On April 18, the OIG updated the criteria it uses to determine whether exclusion or a lesser penalty is the appropriate remedy – underscoring the renewed emphasis the OIG is placing on this important weapon in its arsenal to fight against fraud and abuse.
The Office of Inspector General (OIG) has the authority to exclude individuals or entities (collectively “person”) that engage in illegal or fraudulent conduct from participation in Federal health care programs to protect the programs from further risk. An excluded person may not prescribe, order or furnish services and may not receive payment from Federal health care programs. Exclusions are the “death knell” for the Medicare provider and mandatory exclusions last a minimum of 5 years and some can be indefinite.
A full explanation of the newly updated criteria can be found HERE. The criteria is non-binding, but gives insight into what the OIG expects from providers – with harsh penalties for those who are likely to continue to commit fraud and less serious penalties for those who have an active compliance program in place and who self-disclose potential fraud.
All health care fraud cases are evaluated by the OIG against a risk spectrum from high risk to no risk of the person continuing to pose a threat to federal health programs. The risk level determines the penalty imposed by the OIG.
When a violation is found the OIG presumes that there is high risk to federal health care programs and the person should be excluded for some period of time to prevent further fraud. It is up to the person to combat the presumption and prove that exclusion is not necessary.
The OIG evaluates four categories using the following criteria to assess whether the person poses a high risk to federal healthcare programs. Each factor can indicate higher risk, lower risk or be neutral to the assessment.
Nature and Circumstances of the Conduct
- Did it cause harm to individuals? Harm increases the risk level, but a lack of patient harm does not decrease the risk level.
- What is the extent of financial loss to federal health care programs? The greater the loss the higher the risk will be.
- Was the conduct part of a pattern of wrongdoing?
- Was the conduct ongoing and/or occur over a substantial period of time?
- Did an individual with leadership responsibilities lead, organize or plan the unlawful conduct?
- Does the person have a history of fraudulent conduct? A prior CIA, prior refusal to enter a CIA or prior breach of a CIA all indicate higher risk.
Conduct During the Government’s Investigation
- Did the person obstruct the investigation, conceal information?
- Did the person fail to comply with a subpoena? Prompt response to a subpoena is expected and does not decrease the risk.
- Did the person conduct an internal investigation before becoming aware of the government’s investigation? Sharing the results of the investigation or self-disclosing to the government after the internal investigation indicate lower risk.
- Does the person clearly demonstrate acceptance of responsibility for the conduct?
- Did the person cooperate with the investigation? Did the cooperation result in action against or resolution with other individuals or entities? These indicate lower risk
- Was there an adverse licensure action as a result of the conduct?
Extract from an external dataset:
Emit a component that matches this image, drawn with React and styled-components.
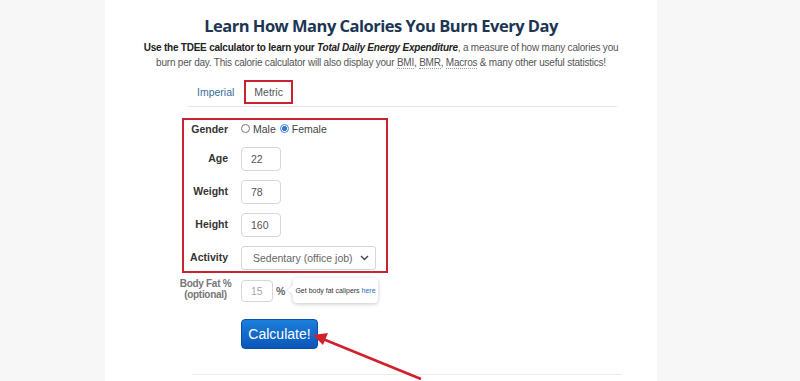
import React from "react";
import styled, { createGlobalStyle } from "styled-components";

const GlobalStyle = createGlobalStyle`
  html, body { margin: 0; padding: 0; }
  body {
    background: #f7f7f7;
    font-family: "Liberation Sans", Arial, sans-serif;
    color: #333;
  }
`;

const Page = styled.div`
  position: relative;
  width: 552px;
  min-height: 381px;
  margin-left: 105px;
  background: #fff;
  overflow: hidden;
`;

const Title = styled.h1`
  margin: 0;
  padding-top: 15px;
  text-align: center;
  font-family: "Open Sans", sans-serif;
  font-weight: 700;
  font-size: 16.5px;
  line-height: 22px;
  letter-spacing: -0.5px;
  color: #1c3553;
`;

const Intro = styled.p`
  margin: 4px auto 0;
  text-align: center;
  font-size: 10px;
  letter-spacing: -0.22px;
  line-height: 14.5px;
  color: #555;
  b { color: #222; }
  abbr {
    text-decoration: none;
    border-bottom: 1px dotted #999;
  }
`;

const Line = styled.span`
  display: block;
  white-space: nowrap;
`;

const Tabs = styled.div`
  display: flex;
  align-items: center;
  gap: 10px;
  margin: 11px 0 0 82px;
  width: 430px;
  height: 26px;
  padding-left: 10px;
  box-sizing: border-box;
  border-bottom: 1px solid #e8e8e8;
  padding-bottom: 3px;
`;

const Tab = styled.span`
  font-size: 10.5px;
  color: ${(p) => (p.$active ? "#555" : "#3b6e9c")};
  padding: ${(p) => (p.$active ? "4px 8px" : "0")};
  border: ${(p) => (p.$active ? "2px solid #c8232f" : "none")};
`;

const Form = styled.div`
  margin: 11px 0 0 77px;
  display: flex;
  flex-direction: column;
  align-items: flex-start;
`;

const Highlight = styled.div`
  display: grid;
  grid-template-columns: 42px 135px;
  column-gap: 13px;
  row-gap: 9px;
  align-items: center;
  border: 2px solid #c8232f;
  padding: 0 10px 1px 2px;
`;

const Label = styled.label`
  font-size: 10.5px;
  font-weight: 700;
  color: #333;
  text-align: right;
  white-space: nowrap;
  margin-top: ${(p) => (p.$nudge ? "-3px" : "0")};
`;

const RadioGroup = styled.div`
  height: 19px;
  display: flex;
  align-items: center;
  font-size: 10.5px;
  color: #444;
  gap: 4px;
  margin-top: -1px;
`;

const RadioOption = styled.span`
  display: inline-flex;
  align-items: center;
  gap: 3px;
`;

const RadioDot = styled.span`
  width: 7px;
  height: 7px;
  border-radius: 50%;
  border: 1px solid ${(p) => (p.$checked ? "#3b82d6" : "#777")};
  background: ${(p) =>
    p.$checked ? "radial-gradient(circle, #2f7bd3 0 2.2px, #fff 2.6px)" : "#fff"};
`;

const Input = styled.div`
  width: ${(p) => p.$w || 40}px;
  height: ${(p) => p.$h || 24}px;
  box-sizing: border-box;
  border: 1px solid #d6d6d6;
  border-radius: 4px;
  display: flex;
  align-items: center;
  padding-left: 9px;
  font-size: 10.5px;
  color: ${(p) => (p.$faint ? "#aaa" : "#555")};
`;

const Select = styled.div`
  width: 135px;
  height: 24px;
  box-sizing: border-box;
  border: 1px solid #d6d6d6;
  border-radius: 3px;
  display: flex;
  align-items: center;
  justify-content: space-between;
  padding: 0 6px 0 11px;
  font-size: 10.5px;
  color: #666;
`;

const FatRow = styled.div`
  display: grid;
  grid-template-columns: 42px auto auto auto;
  column-gap: 13px;
  align-items: center;
  margin-top: 5px;
  padding-left: 4px;
`;

const FatLabel = styled.div`
  display: flex;
  flex-direction: column;
  align-items: center;
  font-size: 10px;
  font-weight: 700;
  letter-spacing: -0.3px;
  line-height: 10.5px;
  color: #777;
  white-space: nowrap;
  margin: -2px 0 0 -3px;
`;

const Percent = styled.span`
  font-size: 10.5px;
  font-weight: 700;
  color: #666;
  margin-left: -10px;
`;

const Callout = styled.div`
  position: relative;
  margin-left: -6px;
  width: 85px;
  height: 25px;
  box-sizing: border-box;
  background: #fff;
  border-radius: 4px;
  box-shadow: 0 1px 4px rgba(0, 0, 0, 0.22);
  display: flex;
  align-items: center;
  justify-content: center;
  font-size: 7px;
  color: #333;
  white-space: nowrap;
  a { color: #2b6cb0; text-decoration: none; }
  &::before {
    content: "";
    position: absolute;
    left: -6px;
    top: 7px;
    width: 0;
    height: 0;
    border-top: 5px solid transparent;
    border-bottom: 5px solid transparent;
    border-right: 6px solid #fff;
    filter: drop-shadow(-1px 0 0 rgba(0,0,0,0.1));
  }
`;

const Button = styled.button`
  margin: 16px 0 0 59px;
  width: 77px;
  height: 30px;
  border: 1px solid #0a4fa8;
  border-radius: 4px;
  background: linear-gradient(#1c7fdc, #0a56b8);
  color: #fff;
  font-family: "Liberation Sans", Arial, sans-serif;
  font-size: 14px;
  padding: 0;
`;

const Divider = styled.div`
  margin: 25px 0 0 87px;
  width: 430px;
  border-top: 1px solid #ececec;
`;

const Arrow = styled.svg`
  position: absolute;
  left: 0;
  top: 0;
  width: 552px;
  height: 381px;
  pointer-events: none;
`;

export default function App() {
  return (
    <>
      <GlobalStyle />
      <Page>
        <Title>Learn How Many Calories You Burn Every Day</Title>
        <Intro>
          <Line>
            <b>Use the TDEE calculator to learn your </b>
            <b><i>Total Daily Energy Expenditure</i></b>, a measure of how many calories you
          </Line>
          <Line>
            burn per day. This calorie calculator will also display your <abbr>BMI</abbr>,{" "}
            <abbr>BMR</abbr>, <abbr>Macros</abbr> &amp; many other useful statistics!
          </Line>
        </Intro>
        <Tabs>
          <Tab>Imperial</Tab>
          <Tab $active>Metric</Tab>
        </Tabs>
        <Form>
          <Highlight>
            <Label>Gender</Label>
            <RadioGroup>
              <RadioOption>
                <RadioDot />
                Male
              </RadioOption>
              <RadioOption>
                <RadioDot $checked />
                Female
              </RadioOption>
            </RadioGroup>
            <Label $nudge>Age</Label>
            <Input>22</Input>
            <Label $nudge>Weight</Label>
            <Input>78</Input>
            <Label $nudge>Height</Label>
            <Input>160</Input>
            <Label $nudge>Activity</Label>
            <Select>
              Sedentary (office job)
              <svg width="9" height="6" viewBox="0 0 9 6">
                <path d="M1 1l3.5 3.5L8 1" fill="none" stroke="#444" strokeWidth="1.4" />
              </svg>
            </Select>
          </Highlight>
          <FatRow>
            <FatLabel>
              <span>Body Fat %</span>
              <span>(optional)</span>
            </FatLabel>
            <Input $w={32} $h={22} $faint>15</Input>
            <Percent>%</Percent>
            <Callout>
              Get body fat calipers&nbsp;<a href="#">here</a>
            </Callout>
          </FatRow>
          <Button>Calculate!</Button>
        </Form>
        <Divider />
        <Arrow viewBox="0 0 552 381">
          <line x1="316" y1="379" x2="213" y2="337" stroke="#d0202c" strokeWidth="2.6" />
          <path d="M208 335 L223 333 L218 345 Z" fill="#d0202c" />
        </Arrow>
      </Page>
    </>
  );
}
- Was there a criminal resolution?
- Can the individual pay the appropriate amount to resolve the case?
Significant Ameliorative Efforts
- Has the person taken appropriate disciplinary action against responsible individuals?
- Has the person dedicated significantly more resources to the compliance function?
- Since the end of the conduct has the entity been sold in an arms-length transaction to an independent third party?
- Has a licensed individual taken steps to improve his ability to practice as a provider?
History of Compliance
- Prior to becoming aware of the investigation does the person have a history of good-faith self-disclosures?
- Does the person have a compliance program incorporating the seven essential elements? The presence of one does not lower the risk, but the absence of one indicates higher risk.
What this means is that simply having a compliance program is no longer enough to avoid significant penalties after an investigation. Your compliance program must be active and have the resources necessary to conduct regular internal audits, investigate detected and reported misconduct, enforce policies consistently, increase compliance efforts when problems arise and self-disclose when appropriate.